After all, Jesus was sharing a meal at the time.

We are just beginning to join in this sharing of Bread at mealtimes.

We try. We fail. We begin again.

We forget. We are ashamed. We begin again.

Liturgy is a foreign and almost forbidden word to us. The idea, however, intrigues me. Set times in your day for going to God. A discipline of regular prayer that keeps us rooted in the sacred at all times, in all of our places. I discovered this version of a book of Common Prayer. We have not tried this yet. Perhaps the little ones are a bit too little still.

Small changes. Little steps. Will you help? Share how God is teaching you to weave your days into a sacred whole?

We yearn and pray for all that we are and all that we do to be made sacred.

Writing

Writing is a difficult thing. It requires one to be vulnerable, to trust the world with a piece of oneself while knowing that the world can be a cruel place.

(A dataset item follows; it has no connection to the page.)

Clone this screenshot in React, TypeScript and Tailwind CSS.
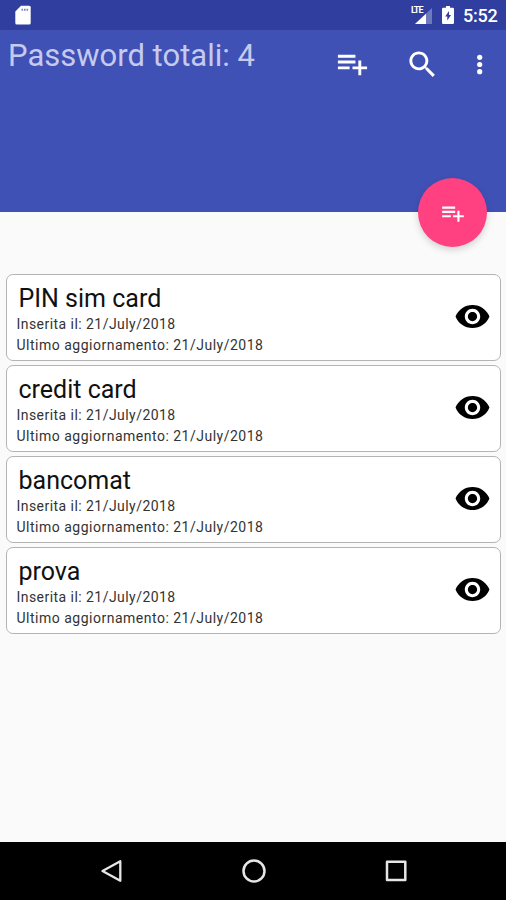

Perhaps this is why I have declined to join the world of blogging until now. 


Perhaps, too, it seems as though everyone is a blogger. Everyone has something to say and not many wish to listen. Perhaps no one will wish to listen to me. 


Yet I still feel that God is asking me to write. Not to write and hide but also to share. 

I have resisted this for quite a while now. Why? Partly due to the work involved.



Even now, I am only agreeing to write once a week. 


A large part, however, is that I don’t feel that I have anything new to say. To add to the over-quoting of Solomon, “There is nothing new under the sun”. (Ecc. 1.9) Who am I to think that I could say something new or even to say something old in an improved way? 

Perhaps God is simply asking me to restate old things for a single reader.



Perhaps God is even more simply asking me to write so that I can grow to be more like Him as I think through various ideas aloud. 

Whatever the reason, here I am. Obeying, even though afraid. I will write. God will listen. I pray He will be pleased.